[Goal] Your task is to print, exactly and only, the lines from the start of the entries below through the line with "const COLS = '18px". Include both ends, but skip the pictures.

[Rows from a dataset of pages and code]
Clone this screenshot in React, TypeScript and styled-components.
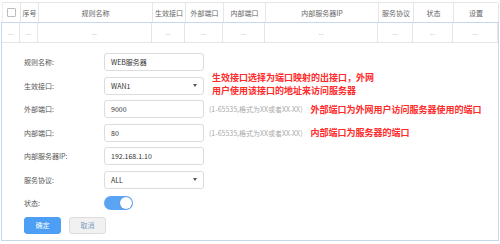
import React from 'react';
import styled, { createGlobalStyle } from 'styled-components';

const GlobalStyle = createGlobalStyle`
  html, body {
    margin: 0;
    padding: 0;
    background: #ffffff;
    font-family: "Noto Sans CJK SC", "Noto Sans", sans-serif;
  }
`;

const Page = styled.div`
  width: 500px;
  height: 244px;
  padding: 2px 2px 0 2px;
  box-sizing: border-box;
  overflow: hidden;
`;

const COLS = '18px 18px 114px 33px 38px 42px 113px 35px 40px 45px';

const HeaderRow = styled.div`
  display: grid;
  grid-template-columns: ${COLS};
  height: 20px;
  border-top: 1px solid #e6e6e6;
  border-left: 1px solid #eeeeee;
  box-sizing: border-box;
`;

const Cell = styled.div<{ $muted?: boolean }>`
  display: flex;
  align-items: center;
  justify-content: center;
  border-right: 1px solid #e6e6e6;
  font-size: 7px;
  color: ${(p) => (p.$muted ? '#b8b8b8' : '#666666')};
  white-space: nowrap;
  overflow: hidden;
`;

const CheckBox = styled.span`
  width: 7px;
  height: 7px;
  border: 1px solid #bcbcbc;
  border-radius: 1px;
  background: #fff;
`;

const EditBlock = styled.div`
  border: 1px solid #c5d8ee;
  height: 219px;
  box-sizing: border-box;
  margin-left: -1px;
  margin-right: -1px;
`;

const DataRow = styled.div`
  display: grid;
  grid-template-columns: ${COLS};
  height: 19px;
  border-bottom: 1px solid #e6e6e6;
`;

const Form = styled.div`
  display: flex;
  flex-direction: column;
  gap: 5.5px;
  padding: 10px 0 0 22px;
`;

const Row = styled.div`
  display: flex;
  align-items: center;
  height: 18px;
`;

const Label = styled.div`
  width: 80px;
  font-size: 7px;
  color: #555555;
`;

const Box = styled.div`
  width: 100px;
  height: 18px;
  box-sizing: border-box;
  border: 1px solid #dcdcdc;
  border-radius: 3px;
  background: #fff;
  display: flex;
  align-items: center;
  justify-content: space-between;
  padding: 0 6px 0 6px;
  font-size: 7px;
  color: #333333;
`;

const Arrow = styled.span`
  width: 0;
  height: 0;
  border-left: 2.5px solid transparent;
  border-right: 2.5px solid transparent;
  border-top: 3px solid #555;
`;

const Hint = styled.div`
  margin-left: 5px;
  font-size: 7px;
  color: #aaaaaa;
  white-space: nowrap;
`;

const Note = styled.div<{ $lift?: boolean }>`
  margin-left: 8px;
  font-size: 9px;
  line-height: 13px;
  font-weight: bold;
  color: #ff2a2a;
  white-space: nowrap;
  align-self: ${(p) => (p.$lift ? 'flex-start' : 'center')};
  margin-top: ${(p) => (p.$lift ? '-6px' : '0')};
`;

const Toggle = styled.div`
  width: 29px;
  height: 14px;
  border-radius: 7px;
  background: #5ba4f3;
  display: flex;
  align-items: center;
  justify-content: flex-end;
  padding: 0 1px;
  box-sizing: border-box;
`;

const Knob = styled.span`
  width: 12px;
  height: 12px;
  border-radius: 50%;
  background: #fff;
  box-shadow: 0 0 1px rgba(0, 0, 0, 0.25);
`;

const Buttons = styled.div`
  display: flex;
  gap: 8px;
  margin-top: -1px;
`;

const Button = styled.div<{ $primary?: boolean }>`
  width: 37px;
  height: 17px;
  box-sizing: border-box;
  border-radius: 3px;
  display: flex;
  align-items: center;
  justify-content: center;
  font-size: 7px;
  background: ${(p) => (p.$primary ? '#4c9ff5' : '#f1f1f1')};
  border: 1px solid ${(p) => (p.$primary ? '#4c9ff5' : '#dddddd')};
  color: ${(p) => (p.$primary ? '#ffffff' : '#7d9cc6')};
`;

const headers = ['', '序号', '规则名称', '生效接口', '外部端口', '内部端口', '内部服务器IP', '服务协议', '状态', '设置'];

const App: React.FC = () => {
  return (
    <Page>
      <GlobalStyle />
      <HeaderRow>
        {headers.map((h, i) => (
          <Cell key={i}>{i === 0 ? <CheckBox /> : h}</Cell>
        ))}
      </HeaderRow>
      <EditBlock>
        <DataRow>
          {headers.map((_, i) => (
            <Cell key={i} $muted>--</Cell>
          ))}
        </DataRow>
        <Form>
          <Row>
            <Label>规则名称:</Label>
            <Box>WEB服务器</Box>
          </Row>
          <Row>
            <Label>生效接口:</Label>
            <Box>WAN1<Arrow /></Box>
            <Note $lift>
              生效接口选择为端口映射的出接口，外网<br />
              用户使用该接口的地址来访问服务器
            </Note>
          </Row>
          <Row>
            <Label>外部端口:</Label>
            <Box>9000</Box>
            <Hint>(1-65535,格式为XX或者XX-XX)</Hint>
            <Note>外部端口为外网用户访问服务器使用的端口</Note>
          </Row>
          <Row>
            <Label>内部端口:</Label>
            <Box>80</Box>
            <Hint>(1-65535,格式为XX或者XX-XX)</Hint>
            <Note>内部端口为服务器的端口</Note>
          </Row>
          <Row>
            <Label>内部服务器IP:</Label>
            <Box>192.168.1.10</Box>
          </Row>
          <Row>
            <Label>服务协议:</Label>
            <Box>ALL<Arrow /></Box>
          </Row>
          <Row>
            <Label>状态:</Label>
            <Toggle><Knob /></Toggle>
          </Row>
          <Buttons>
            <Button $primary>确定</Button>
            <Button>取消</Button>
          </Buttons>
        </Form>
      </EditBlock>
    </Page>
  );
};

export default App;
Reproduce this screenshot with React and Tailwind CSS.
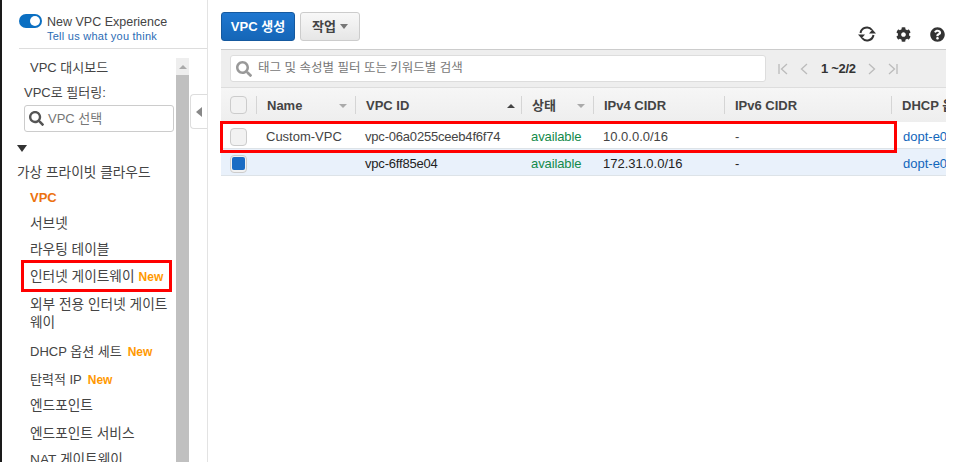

[Exercise response]
Clone this screenshot in React, TypeScript and styled-components.
import React from 'react';
import styled, { createGlobalStyle } from 'styled-components';

const GlobalStyle = createGlobalStyle`
  html, body {
    margin: 0;
    padding: 0;
    background: #ffffff;
    font-family: "Noto Sans CJK SC", "Noto Sans", sans-serif;
  }
`;

const Page = styled.div`
  width: 500px;
  height: 244px;
  padding: 2px 2px 0 2px;
  box-sizing: border-box;
  overflow: hidden;
`;

const COLS = '18px 18px 114px 33px 38px 42px 113px 35px 40px 45px';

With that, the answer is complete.